What to do:
Reproduce the listing below exactly, minus its pictures.

Collected material:
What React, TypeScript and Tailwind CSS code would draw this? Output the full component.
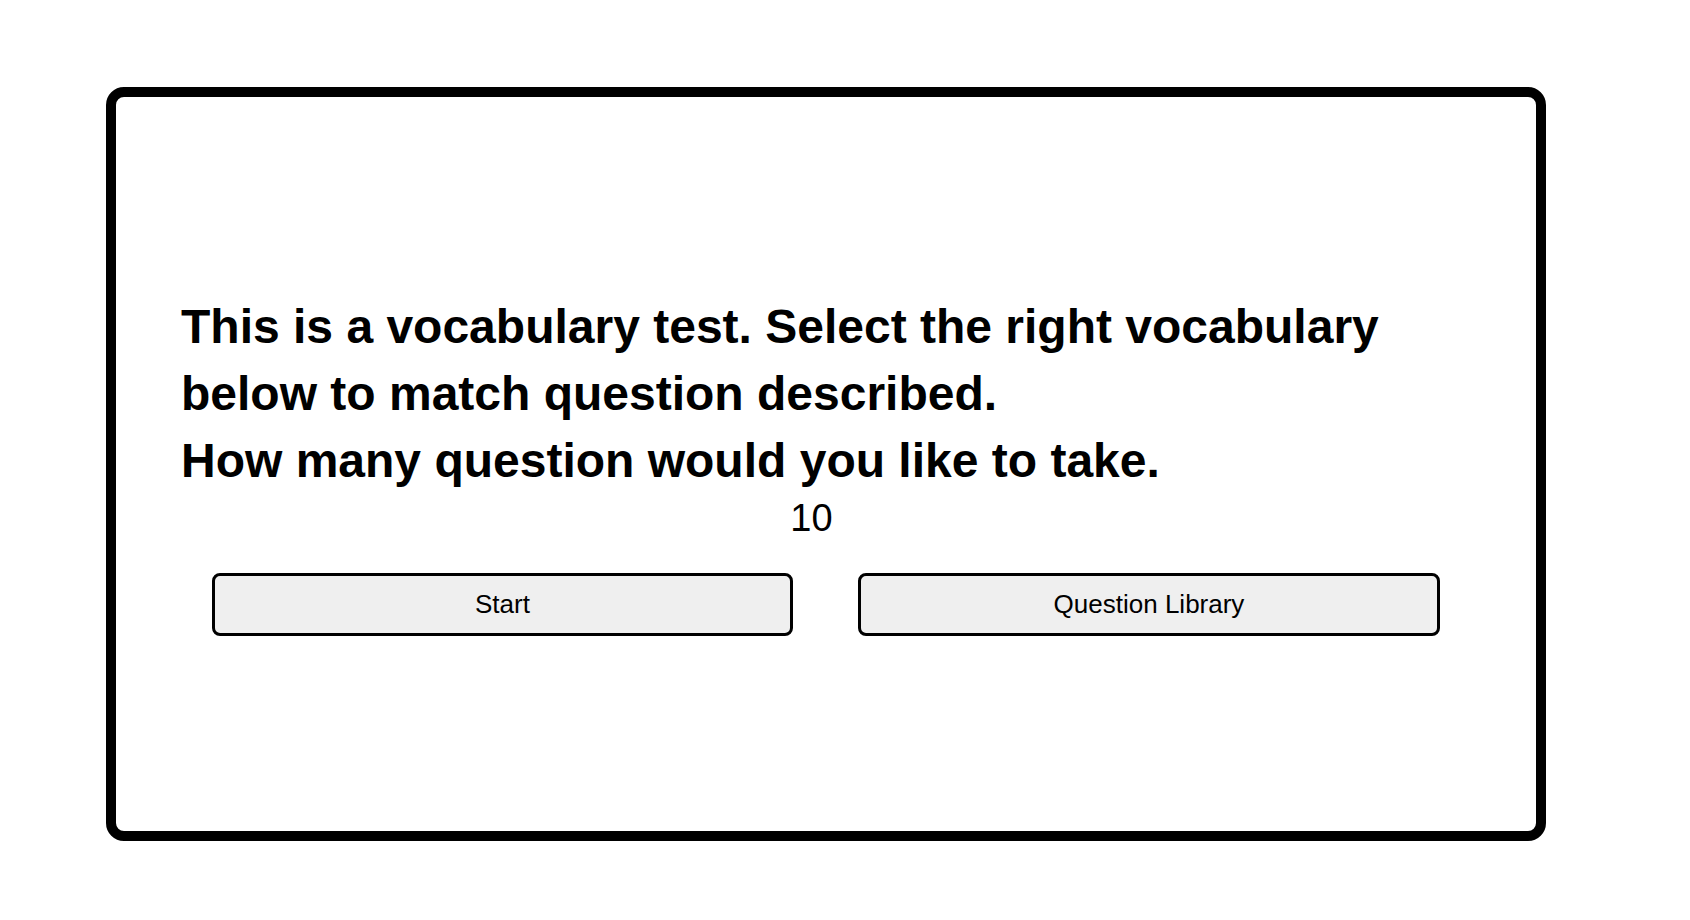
export default function App() {
  return (
    <div className="min-h-screen bg-white pl-[106px] pt-[87px]">
      {/* Card */}
      <div className="w-[1440px] h-[754px] border-[10px] border-black rounded-[18px] flex flex-col justify-center px-[65px]">
        <h1 className="font-bold text-[48px] leading-[67px] text-black font-['Liberation_Sans',Arial,sans-serif]">
          This is a vocabulary test. Select the right vocabulary below to match question described.
          <br />
          How many question would you like to take.
        </h1>

        <div className="self-center mt-[2px] mr-[29px] text-[38px] leading-[44px] text-black font-['Liberation_Sans',Arial,sans-serif]">
          10
        </div>

        {/* Buttons */}
        <div className="flex justify-center gap-[65px] mt-[33px]">
          <button className="w-[581px] h-[63px] border-[3px] border-black rounded-[8px] bg-[#efefef] text-[26px] text-black font-['Liberation_Sans',Arial,sans-serif]">
            Start
          </button>
          <button className="w-[582px] h-[63px] border-[3px] border-black rounded-[8px] bg-[#efefef] text-[26px] text-black font-['Liberation_Sans',Arial,sans-serif]">
            Question Library
          </button>
        </div>
      </div>
    </div>
  );
}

Complete response:
What React, TypeScript and Tailwind CSS code would draw this? Output the full component.
export default function App() {
  return (
    <div className="min-h-screen bg-white pl-[106px] pt-[87px]">
      {/* Card */}
      <div className="w-[1440px] h-[754px] border-[10px] border-black rounded-[18px] flex flex-col justify-center px-[65px]">
        <h1 className="font-bold text-[48px] leading-[67px] text-black font-['Liberation_Sans',Arial,sans-serif]">
          This is a vocabulary test. Select the right vocabulary below to match question described.
          <br />
          How many question would you like to take.
        </h1>

        <div className="self-center mt-[2px] mr-[29px] text-[38px] leading-[44px] text-black font-['Liberation_Sans',Arial,sans-serif]">
          10
        </div>

        {/* Buttons */}
        <div className="flex justify-center gap-[65px] mt-[33px]">
          <button className="w-[581px] h-[63px] border-[3px] border-black rounded-[8px] bg-[#efefef] text-[26px] text-black font-['Liberation_Sans',Arial,sans-serif]">
            Start
          </button>
          <button className="w-[582px] h-[63px] border-[3px] border-black rounded-[8px] bg-[#efefef] text-[26px] text-black font-['Liberation_Sans',Arial,sans-serif]">
            Question Library
          </button>
        </div>
      </div>
    </div>
  );
}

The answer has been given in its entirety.